As you’ve already surmised, deciding whether or not to include a masquerade will have a major impact on your story. Let’s run through some of the pros and cons.

Having a Masquerade


  • The mundane world can be preserved as it is in real life with little explanation of how it has changed.
    • This allows you to make good use of locations your readers are familiar with or present authentic versions of locations that you’re very familiar with.
    • A big part of the Dresden Files’ success lies in how well Butcher is able to describe Chicago, even to readers who don’t know it very well.
  • You can naturally include comparisons between magical and mundane worlds.
    • Buffy does this a lot, playing up the comedic value of magical creatures appearing in modern clubs and what have you.
  • It’s easier to make magic seem wondrous, especially if you use a mundane-raised character like Harry Potter does.
  • The wish-fulfillment element is stronger, as masquerade stories help readers feel like they could one day wake up to a Hogwarts letter.
  • It’s easy to build in secrecy and paranoia elements, if that’s what you’re going for.
    • This is a big draw of Mage: The Ascension, where mages are always on the lookout for agents of the Technocracy.

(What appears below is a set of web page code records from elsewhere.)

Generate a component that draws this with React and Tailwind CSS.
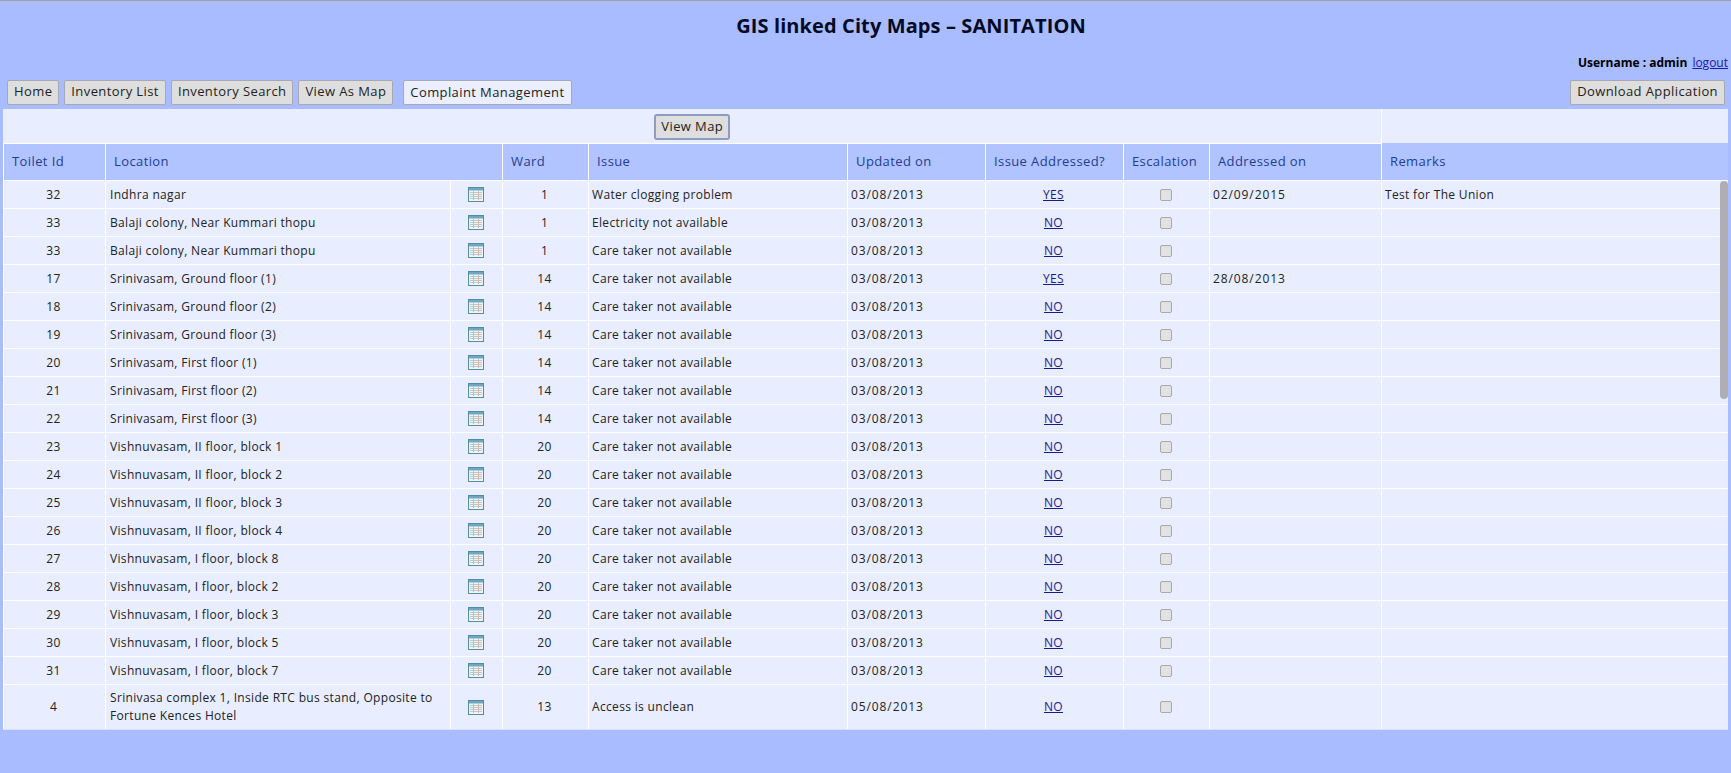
import React from "react";

const rows = [
  ["32", "Indhra nagar", "1", "Water clogging problem", "03/08/2013", "YES", "02/09/2015", "Test for The Union"],
  ["33", "Balaji colony, Near Kummari thopu", "1", "Electricity not available", "03/08/2013", "NO"],
  ["33", "Balaji colony, Near Kummari thopu", "1", "Care taker not available", "03/08/2013", "NO"],
  ["17", "Srinivasam, Ground floor (1)", "14", "Care taker not available", "03/08/2013", "YES", "28/08/2013"],
  ["18", "Srinivasam, Ground floor (2)", "14", "Care taker not available", "03/08/2013", "NO"],
  ["19", "Srinivasam, Ground floor (3)", "14", "Care taker not available", "03/08/2013", "NO"],
  ["20", "Srinivasam, First floor (1)", "14", "Care taker not available", "03/08/2013", "NO"],
  ["21", "Srinivasam, First floor (2)", "14", "Care taker not available", "03/08/2013", "NO"],
  ["22", "Srinivasam, First floor (3)", "14", "Care taker not available", "03/08/2013", "NO"],
  ["23", "Vishnuvasam, II floor, block 1", "20", "Care taker not available", "03/08/2013", "NO"],
  ["24", "Vishnuvasam, II floor, block 2", "20", "Care taker not available", "03/08/2013", "NO"],
  ["25", "Vishnuvasam, II floor, block 3", "20", "Care taker not available", "03/08/2013", "NO"],
  ["26", "Vishnuvasam, II floor, block 4", "20", "Care taker not available", "03/08/2013", "NO"],
  ["27", "Vishnuvasam, I floor, block 8", "20", "Care taker not available", "03/08/2013", "NO"],
  ["28", "Vishnuvasam, I floor, block 2", "20", "Care taker not available", "03/08/2013", "NO"],
  ["29", "Vishnuvasam, I floor, block 3", "20", "Care taker not available", "03/08/2013", "NO"],
  ["30", "Vishnuvasam, I floor, block 5", "20", "Care taker not available", "03/08/2013", "NO"],
  ["31", "Vishnuvasam, I floor, block 7", "20", "Care taker not available", "03/08/2013", "NO"],
  ["4", "Srinivasa complex 1, Inside RTC bus stand, Opposite to Fortune Kences Hotel", "13", "Access is unclean", "05/08/2013", "NO"],
];

function GridIcon() {
  return (
    <svg width="16" height="15" viewBox="0 0 16 15" className="block mx-auto">
      <rect x="0.5" y="0.5" width="15" height="14" fill="#f2f5f4" stroke="#4f8f9f" />
      <rect x="1" y="1" width="14" height="2.5" fill="#6fa6c4" />
      <path d="M2 5.5h12M2 7.5h12M2 9.5h12M2 11.5h12" stroke="#b9c8cf" strokeWidth="1" />
      <path d="M5.5 4v9M10.5 4v9" stroke="#d2b9b0" strokeWidth="1" />
    </svg>
  );
}

function NavButton({ children, light }) {
  return (
    <button
      className={
        "h-[25px] px-[6px] rounded-[2px] border border-[#a8a8b0] text-[13px] text-[#222] whitespace-nowrap tracking-[0.4px] " +
        (light ? "bg-[#eaeefd]" : "bg-[#dedede]")
      }
    >
      {children}
    </button>
  );
}

const th = "border border-white bg-[#b1c4ff] text-left font-normal text-[13px] text-[#1f3d96] pl-2 tracking-[0.4px]";
const td = "border border-white text-[12px] text-[#222] tracking-[0.33px] leading-[18px] pt-[1px]";
const dateTd = "border border-white text-[12px] text-[#222] tracking-[0.9px] leading-[18px] pt-[1px] px-[3px]";

export default function App() {
  return (
    <div className="h-[773px] bg-[#a9bcff] border-t border-[#a0a0a0] overflow-hidden font-['Open_Sans',sans-serif] flex flex-col">
      <div className="h-[108px] flex flex-col shrink-0">
        <h1 className="text-center text-[20px] font-bold text-[#050a24] tracking-[0.1px] mt-[13px] leading-[23px] pl-[91px]">
          GIS linked City Maps – SANITATION
        </h1>
        <div className="flex justify-end items-center gap-[5px] mt-[18px] h-[16px] pr-[3px] text-[12px]">
          <span className="font-bold text-black">Username : admin</span>
          <a href="#" className="underline text-[#1a1ab0]">logout</a>
        </div>
        <div className="flex items-center justify-between mt-[8px] px-[7px] pr-[6px]">
          <div className="flex items-center gap-[5px]">
            <NavButton>Home</NavButton>
            <NavButton>Inventory List</NavButton>
            <NavButton>Inventory Search</NavButton>
            <NavButton>View As Map</NavButton>
            <div className="ml-[5px]">
              <NavButton light>Complaint Management</NavButton>
            </div>
          </div>
          <NavButton>Download Application</NavButton>
        </div>
      </div>

      <div className="relative ml-[3px] w-[1725px] h-[621px] shrink-0 bg-[#e8eeff] border-b border-[#dbe3fa] overflow-hidden">
        <table className="table-fixed border-collapse w-[1725px]">
          <colgroup>
            <col className="w-[102px]" />
            <col className="w-[345px]" />
            <col className="w-[52px]" />
            <col className="w-[86px]" />
            <col className="w-[259px]" />
            <col className="w-[138px]" />
            <col className="w-[138px]" />
            <col className="w-[86px]" />
            <col className="w-[172px]" />
            <col className="w-[347px]" />
          </colgroup>
          <thead>
            <tr className="h-[34px]">
              <th colSpan={9} className="border-r border-white p-0 pt-[2px] text-center font-normal">
                <button className="h-[26px] w-[76px] rounded-[3px] border-2 border-[#8c9cc4] bg-[#dedede] text-[13px] text-[#222] tracking-[0.4px]">
                  View Map
                </button>
              </th>
              <th className="border-b border-[#b1c4ff]" />
            </tr>
            <tr className="h-[37px]">
              <th className={th}>Toilet Id</th>
              <th colSpan={2} className={th}>Location</th>
              <th className={th}>Ward</th>
              <th className={th}>Issue</th>
              <th className={th}>Updated on</th>
              <th className={th}>Issue Addressed?</th>
              <th className={th}>Escalation</th>
              <th className={th}>Addressed on</th>
              <th className={th}>Remarks</th>
            </tr>
          </thead>
          <tbody>
            {rows.map((r, i) => (
              <tr key={i} className={i === 18 ? "h-[45px]" : "h-[28px]"}>
                <td className={td + " text-center pl-[3px] pr-[5px]"}>{r[0]}</td>
                <td className={td + " pl-[4px] pr-[3px]"}>{r[1]}</td>
                <td className={td + " pl-[3px] pr-[5px]"}><GridIcon /></td>
                <td className={td + " text-center pl-[3px] pr-[5px]"}>{r[2]}</td>
                <td className={td + " px-[3px]"}>{r[3]}</td>
                <td className={dateTd}>{r[4]}</td>
                <td className={td + " text-center pl-[3px] pr-[5px]"}>
                  <a href="#" className="underline text-[#1a1a90]">{r[5]}</a>
                </td>
                <td className={td + " pl-[3px] pr-[5px]"}>
                  <span className="block mx-auto w-[12px] h-[12px] rounded-[2px] border border-[#a9a9a9] bg-[#e2e2e2]" />
                </td>
                <td className={dateTd}>{r[6]}</td>
                <td className={td + " px-[3px]"}>{r[7]}</td>
              </tr>
            ))}
          </tbody>
        </table>
        <div className="absolute right-0 top-[72px] w-[8px] h-[218px] rounded-[4px] bg-[#aeaeb4]" />
      </div>
    </div>
  );
}
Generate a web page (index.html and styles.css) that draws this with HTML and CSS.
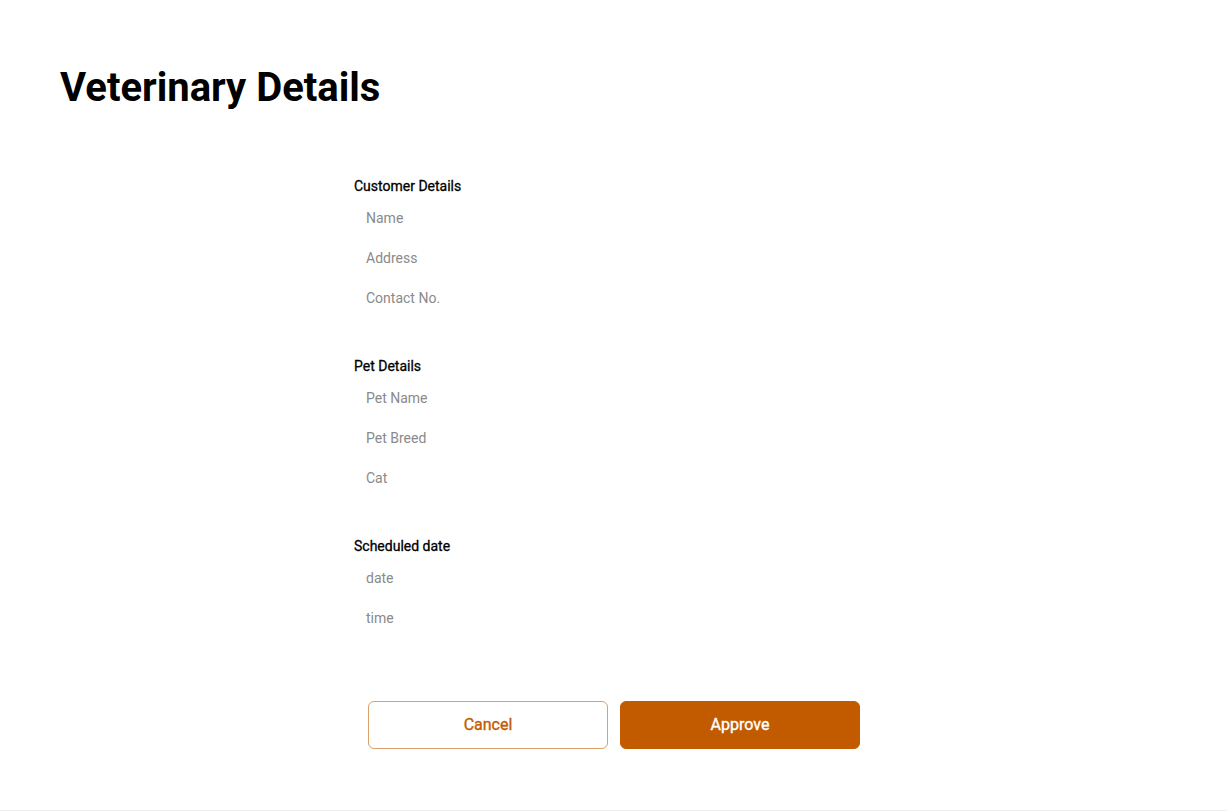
FILE: index.html
```html
<!DOCTYPE html>
<html lang="en">
<head>
<meta charset="utf-8">
<title>Veterinary Details</title>
<link rel="stylesheet" href="styles.css">
</head>
<body>
<div class="page">
  <h1 class="title">Veterinary Details</h1>
  <div class="form">
    <section class="section">
      <h2 class="section-title">Customer Details</h2>
      <div class="field">Name</div>
      <div class="field">Address</div>
      <div class="field">Contact No.</div>
    </section>
    <section class="section">
      <h2 class="section-title">Pet Details</h2>
      <div class="field">Pet Name</div>
      <div class="field">Pet Breed</div>
      <div class="field">Cat</div>
    </section>
    <section class="section">
      <h2 class="section-title">Scheduled date</h2>
      <div class="field">date</div>
      <div class="field">time</div>
    </section>
    <div class="actions">
      <button class="btn btn-outline">Cancel</button>
      <button class="btn btn-primary">Approve</button>
    </div>
  </div>
</div>
</body>
</html>
```

FILE: styles.css
```css
* { box-sizing: border-box; }
html, body { margin: 0; padding: 0; background: #fff; }
body {
  font-family: Roboto, "Liberation Sans", Arial, sans-serif;
  color: #000;
}
.page {
  height: 811px;
  border-bottom: 1px solid #eeeeee;
  padding: 64px 0 0 60px;
}
.title {
  margin: 0;
  font-size: 40px;
  font-weight: 700;
  line-height: 47px;
}
.form {
  margin: 65px 0 0 294px;
  width: 506px;
}
.section {
  margin-bottom: 38px;
}
.section-title {
  margin: 0 0 2px 0;
  font-size: 14px;
  font-weight: 400;
  -webkit-text-stroke: 0.3px currentColor;
  line-height: 20px;
}
.field {
  height: 40px;
  line-height: 40px;
  padding-left: 12px;
  font-size: 14px;
  color: #8a8a8a;
}
.actions {
  display: flex;
  gap: 12px;
  margin-top: 63px;
  padding-left: 14px;
}
.btn {
  width: 240px;
  height: 48px;
  padding: 0 0 2px 0;
  border-radius: 6px;
  font-family: inherit;
  font-size: 16px;
  font-weight: 400;
  -webkit-text-stroke: 0.35px currentColor;
  cursor: pointer;
}
.btn-outline {
  background: #fff;
  border: 1px solid #dba06a;
  color: #c25b00;
}
.btn-primary {
  background: #c25b00;
  border: 1px solid #c25b00;
  color: #fff;
}
```
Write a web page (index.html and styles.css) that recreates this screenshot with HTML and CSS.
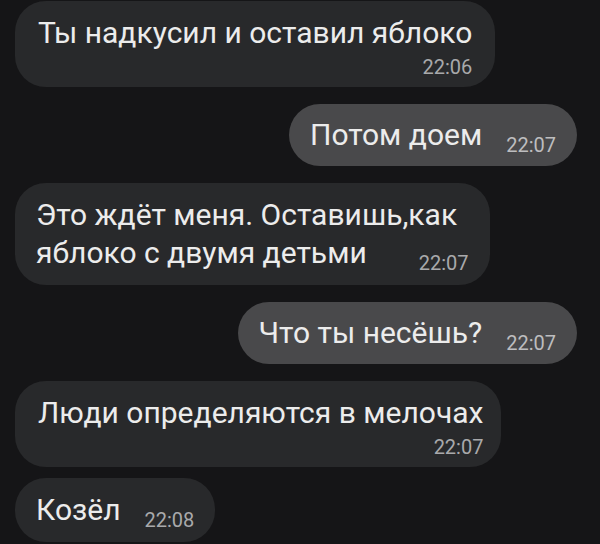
FILE: index.html
```html
<!DOCTYPE html>
<html>
<head>
  <title>Chat</title>
  <meta name="viewport" content="width=device-width, initial-scale=1.0">
  <link rel="stylesheet" href="styles.css">
</head>
<body>
  <div class="chat">
    <div class="bubble in stacked">
      <div class="text">Ты надкусил и оставил яблоко</div>
      <div class="time">22:06</div>
    </div>

    <div class="bubble out">
      <span class="text">Потом доем</span><span class="time">22:07</span>
    </div>

    <div class="bubble in">
      <span class="text">Это ждёт меня. Оставишь,как<br>яблоко с двумя детьми</span><span class="time wide">22:07</span>
    </div>

    <div class="bubble out">
      <span class="text">Что ты несёшь?</span><span class="time">22:07</span>
    </div>

    <div class="bubble in stacked narrow">
      <div class="text">Люди определяются в мелочах</div>
      <div class="time">22:07</div>
    </div>

    <div class="bubble in grouped">
      <span class="text">Козёл</span><span class="time">22:08</span>
    </div>
  </div>
</body>
</html>
```

FILE: styles.css
```css
body {
  margin: 0;
  padding: 0;
  background-color: #151517;
  font-family: Roboto, "Noto Sans", sans-serif;
  overflow: hidden;
}

.chat {
  display: flex;
  flex-direction: column;
  padding: 1px 23px 0 15px;
}

.bubble {
  max-width: 480px;
  margin-top: 17px;
  padding: 12px 21px 12px 21px;
  border-radius: 31px;
  color: #ececec;
  font-size: 30px;
  line-height: 38px;
}

.bubble:first-child {
  margin-top: 0;
}

.bubble.grouped {
  margin-top: 11px;
}

.in {
  align-self: flex-start;
  padding-top: 13px;
  padding-bottom: 13px;
  background-color: #28292b;
}

.out {
  align-self: flex-end;
  background-color: #49494b;
}

.time {
  display: inline-block;
  margin-left: 24px;
  font-size: 20px;
  line-height: 14px;
  color: #a9a9ab;
  vertical-align: -7px;
}

.out .time {
  color: #bdbdbf;
}

.time.wide {
  margin-left: 52px;
}

.stacked {
  padding: 13px 23px 9px 23px;
}

.stacked.narrow {
  padding-right: 18px;
}

.stacked .time {
  display: block;
  margin: 4px 0 0 0;
  line-height: 22px;
  text-align: right;
  vertical-align: baseline;
}
```
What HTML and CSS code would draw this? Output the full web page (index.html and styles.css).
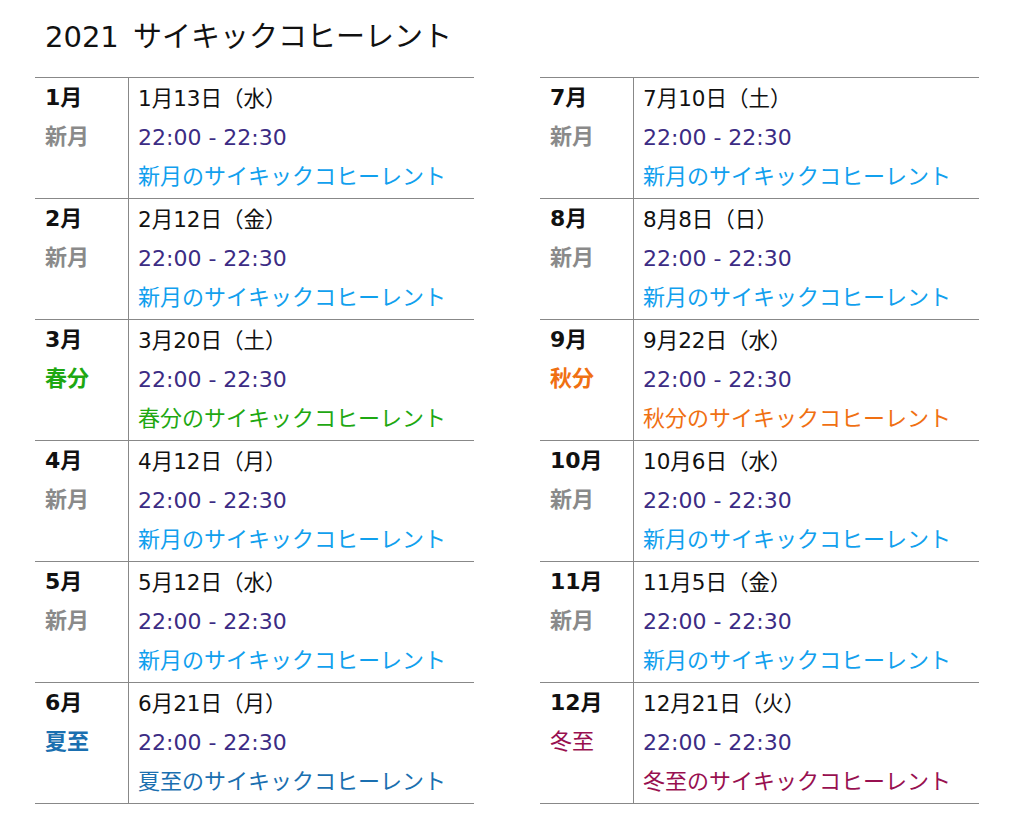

  • Masquerades are really, really hard to explain. Even the best of them can’t usually hold up to much scrutiny, so you’ll either need a really good explanation or be able to hand wave it away.
  • Even with a masquerade, there can still be questions of how history still turned out the way it did.
    • In Dresden Files, one of the most powerful wizards around is a centuries-old Native American named Joseph. This raises the question of why Joseph and other native wizards didn’t use their magic to protect their people from European conquest, and the book doesn’t have an answer.
  • Masquerade settings don’t have as many opportunities for cool worldbuilding.

Not Having a Masquerade


  • You don’t have to explain the masquerade, which is really hard to explain!
    Magic can be woven into existing historical elements to create exciting new ideas.

    • Naomi Novik’s Temeraire and Zen Cho’s Sorcerer to the Crown are both really good at this. Novik builds a world where dragons play a role in all the major militaries, while Cho imagines how Georgian society would handle magic.
  • You can show how magic changes historical events. History nerds, like me, love this.
    • Novik constructs an alternate history of the Napoleonic wars, including a resurgent Inca Empire, based on how dragons would change the major battles. It is glorious.


  • It’s often hard to explain how the world’s history matches real-world history at all.
    • Temeraire starts to deviate from our history in the Napoleonic wars, but everything up to that point is the same even though the world is full of dragons.
    • Likewise, much as I love Sorcerer to the Crown, it’s a bit hard to believe that the presence of magic hasn’t changed English history at all.
    • You can avoid this issue by having magic arrive in your setting very recently, but that won’t work for a lot of stories.

The choice really comes down to what kind of story you want to tell. In most cases, if real-world history is going to be a big driver of your story, you should forgo a masquerade. That makes integrating the fantasy and historical plot elements much easier. On the other hand, if you only want to use history as a backdrop for magical adventure, then a masquerade lets you keep the world exactly as it is for your characters to play in.

Hope that’s helpful, and thanks for your kind words about the blog!